Data block:
☆ ☆ ☆ ☆ ☆ ☆ ☆

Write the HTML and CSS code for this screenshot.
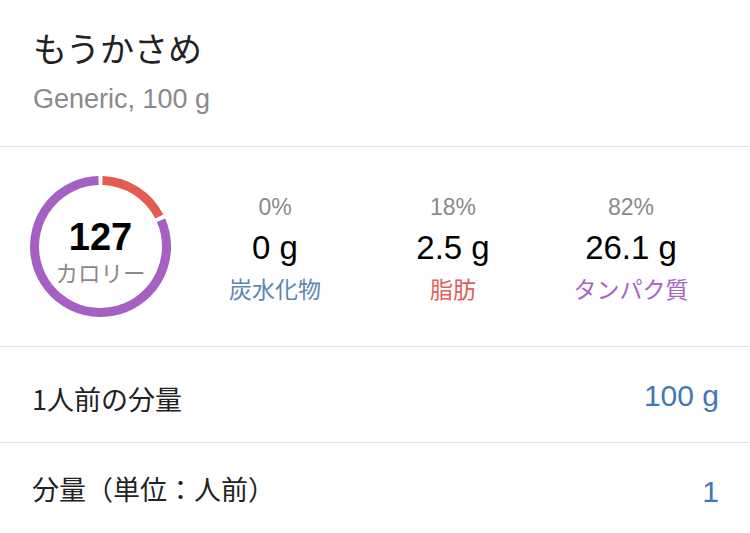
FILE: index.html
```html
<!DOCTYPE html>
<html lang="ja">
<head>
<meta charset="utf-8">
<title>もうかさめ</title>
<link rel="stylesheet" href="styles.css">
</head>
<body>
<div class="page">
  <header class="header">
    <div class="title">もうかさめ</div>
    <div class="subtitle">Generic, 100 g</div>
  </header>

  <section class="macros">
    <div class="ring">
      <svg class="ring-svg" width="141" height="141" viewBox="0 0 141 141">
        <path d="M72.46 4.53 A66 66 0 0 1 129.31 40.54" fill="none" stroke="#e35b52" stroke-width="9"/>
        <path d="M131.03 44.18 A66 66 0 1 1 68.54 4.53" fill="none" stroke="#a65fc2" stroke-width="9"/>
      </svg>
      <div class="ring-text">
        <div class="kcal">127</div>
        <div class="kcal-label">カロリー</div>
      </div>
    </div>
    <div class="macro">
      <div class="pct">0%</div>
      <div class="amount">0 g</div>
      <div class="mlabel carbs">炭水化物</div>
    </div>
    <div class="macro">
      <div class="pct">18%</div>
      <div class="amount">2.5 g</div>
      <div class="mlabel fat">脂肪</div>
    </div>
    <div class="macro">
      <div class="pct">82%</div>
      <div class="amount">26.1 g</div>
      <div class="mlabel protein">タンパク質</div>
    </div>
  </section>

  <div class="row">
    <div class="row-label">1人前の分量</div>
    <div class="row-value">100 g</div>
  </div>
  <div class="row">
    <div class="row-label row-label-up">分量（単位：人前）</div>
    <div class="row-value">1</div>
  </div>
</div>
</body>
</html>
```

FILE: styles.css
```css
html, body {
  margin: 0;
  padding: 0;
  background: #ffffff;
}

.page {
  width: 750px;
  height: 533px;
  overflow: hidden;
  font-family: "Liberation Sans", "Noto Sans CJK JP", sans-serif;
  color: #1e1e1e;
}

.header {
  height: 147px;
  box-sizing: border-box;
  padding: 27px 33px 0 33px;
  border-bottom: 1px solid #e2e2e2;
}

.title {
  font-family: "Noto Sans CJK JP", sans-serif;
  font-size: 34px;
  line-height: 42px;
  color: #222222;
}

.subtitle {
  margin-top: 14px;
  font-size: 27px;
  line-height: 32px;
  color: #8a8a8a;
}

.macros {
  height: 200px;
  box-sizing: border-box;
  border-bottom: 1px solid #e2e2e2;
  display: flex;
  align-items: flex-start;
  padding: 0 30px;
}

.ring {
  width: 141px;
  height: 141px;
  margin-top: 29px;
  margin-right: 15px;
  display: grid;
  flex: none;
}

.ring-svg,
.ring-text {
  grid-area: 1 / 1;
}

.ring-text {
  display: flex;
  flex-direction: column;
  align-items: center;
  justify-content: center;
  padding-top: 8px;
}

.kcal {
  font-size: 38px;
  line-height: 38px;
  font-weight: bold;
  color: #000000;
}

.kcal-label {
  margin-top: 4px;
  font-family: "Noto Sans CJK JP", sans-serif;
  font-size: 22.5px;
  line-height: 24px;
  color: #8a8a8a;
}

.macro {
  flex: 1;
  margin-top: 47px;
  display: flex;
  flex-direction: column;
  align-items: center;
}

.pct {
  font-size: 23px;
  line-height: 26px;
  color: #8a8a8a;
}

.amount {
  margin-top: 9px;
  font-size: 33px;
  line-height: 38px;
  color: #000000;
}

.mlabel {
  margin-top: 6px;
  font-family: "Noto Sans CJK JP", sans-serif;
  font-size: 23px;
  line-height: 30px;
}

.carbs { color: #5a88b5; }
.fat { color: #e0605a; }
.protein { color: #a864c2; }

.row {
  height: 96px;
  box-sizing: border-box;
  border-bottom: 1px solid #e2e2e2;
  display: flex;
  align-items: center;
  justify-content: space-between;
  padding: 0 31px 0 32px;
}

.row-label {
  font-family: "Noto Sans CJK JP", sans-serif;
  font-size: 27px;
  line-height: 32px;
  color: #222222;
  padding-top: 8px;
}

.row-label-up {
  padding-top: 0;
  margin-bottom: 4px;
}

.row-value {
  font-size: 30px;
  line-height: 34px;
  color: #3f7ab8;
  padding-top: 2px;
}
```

☆ ☆ ☆ ☆ ☆ ☆ ☆

What you should do: Word for word, quote the lines above. Omit the pictures.

Solution to this task:
Write the HTML and CSS code for this screenshot.
FILE: index.html
```html
<!DOCTYPE html>
<html lang="ja">
<head>
<meta charset="utf-8">
<title>もうかさめ</title>
<link rel="stylesheet" href="styles.css">
</head>
<body>
<div class="page">
  <header class="header">
    <div class="title">もうかさめ</div>
    <div class="subtitle">Generic, 100 g</div>
  </header>

  <section class="macros">
    <div class="ring">
      <svg class="ring-svg" width="141" height="141" viewBox="0 0 141 141">
        <path d="M72.46 4.53 A66 66 0 0 1 129.31 40.54" fill="none" stroke="#e35b52" stroke-width="9"/>
        <path d="M131.03 44.18 A66 66 0 1 1 68.54 4.53" fill="none" stroke="#a65fc2" stroke-width="9"/>
      </svg>
      <div class="ring-text">
        <div class="kcal">127</div>
        <div class="kcal-label">カロリー</div>
      </div>
    </div>
    <div class="macro">
      <div class="pct">0%</div>
      <div class="amount">0 g</div>
      <div class="mlabel carbs">炭水化物</div>
    </div>
    <div class="macro">
      <div class="pct">18%</div>
      <div class="amount">2.5 g</div>
      <div class="mlabel fat">脂肪</div>
    </div>
    <div class="macro">
      <div class="pct">82%</div>
      <div class="amount">26.1 g</div>
      <div class="mlabel protein">タンパク質</div>
    </div>
  </section>

  <div class="row">
    <div class="row-label">1人前の分量</div>
    <div class="row-value">100 g</div>
  </div>
  <div class="row">
    <div class="row-label row-label-up">分量（単位：人前）</div>
    <div class="row-value">1</div>
  </div>
</div>
</body>
</html>
```

FILE: styles.css
```css
html, body {
  margin: 0;
  padding: 0;
  background: #ffffff;
}

.page {
  width: 750px;
  height: 533px;
  overflow: hidden;
  font-family: "Liberation Sans", "Noto Sans CJK JP", sans-serif;
  color: #1e1e1e;
}

.header {
  height: 147px;
  box-sizing: border-box;
  padding: 27px 33px 0 33px;
  border-bottom: 1px solid #e2e2e2;
}

.title {
  font-family: "Noto Sans CJK JP", sans-serif;
  font-size: 34px;
  line-height: 42px;
  color: #222222;
}

.subtitle {
  margin-top: 14px;
  font-size: 27px;
  line-height: 32px;
  color: #8a8a8a;
}

.macros {
  height: 200px;
  box-sizing: border-box;
  border-bottom: 1px solid #e2e2e2;
  display: flex;
  align-items: flex-start;
  padding: 0 30px;
}

.ring {
  width: 141px;
  height: 141px;
  margin-top: 29px;
  margin-right: 15px;
  display: grid;
  flex: none;
}

.ring-svg,
.ring-text {
  grid-area: 1 / 1;
}

.ring-text {
  display: flex;
  flex-direction: column;
  align-items: center;
  justify-content: center;
  padding-top: 8px;
}

.kcal {
  font-size: 38px;
  line-height: 38px;
  font-weight: bold;
  color: #000000;
}

.kcal-label {
  margin-top: 4px;
  font-family: "Noto Sans CJK JP", sans-serif;
  font-size: 22.5px;
  line-height: 24px;
  color: #8a8a8a;
}

.macro {
  flex: 1;
  margin-top: 47px;
  display: flex;
  flex-direction: column;
  align-items: center;
}

.pct {
  font-size: 23px;
  line-height: 26px;
  color: #8a8a8a;
}

.amount {
  margin-top: 9px;
  font-size: 33px;
  line-height: 38px;
  color: #000000;
}

.mlabel {
  margin-top: 6px;
  font-family: "Noto Sans CJK JP", sans-serif;
  font-size: 23px;
  line-height: 30px;
}

.carbs { color: #5a88b5; }
.fat { color: #e0605a; }
.protein { color: #a864c2; }

.row {
  height: 96px;
  box-sizing: border-box;
  border-bottom: 1px solid #e2e2e2;
  display: flex;
  align-items: center;
  justify-content: space-between;
  padding: 0 31px 0 32px;
}

.row-label {
  font-family: "Noto Sans CJK JP", sans-serif;
  font-size: 27px;
  line-height: 32px;
  color: #222222;
  padding-top: 8px;
}

.row-label-up {
  padding-top: 0;
  margin-bottom: 4px;
}

.row-value {
  font-size: 30px;
  line-height: 34px;
  color: #3f7ab8;
  padding-top: 2px;
}
```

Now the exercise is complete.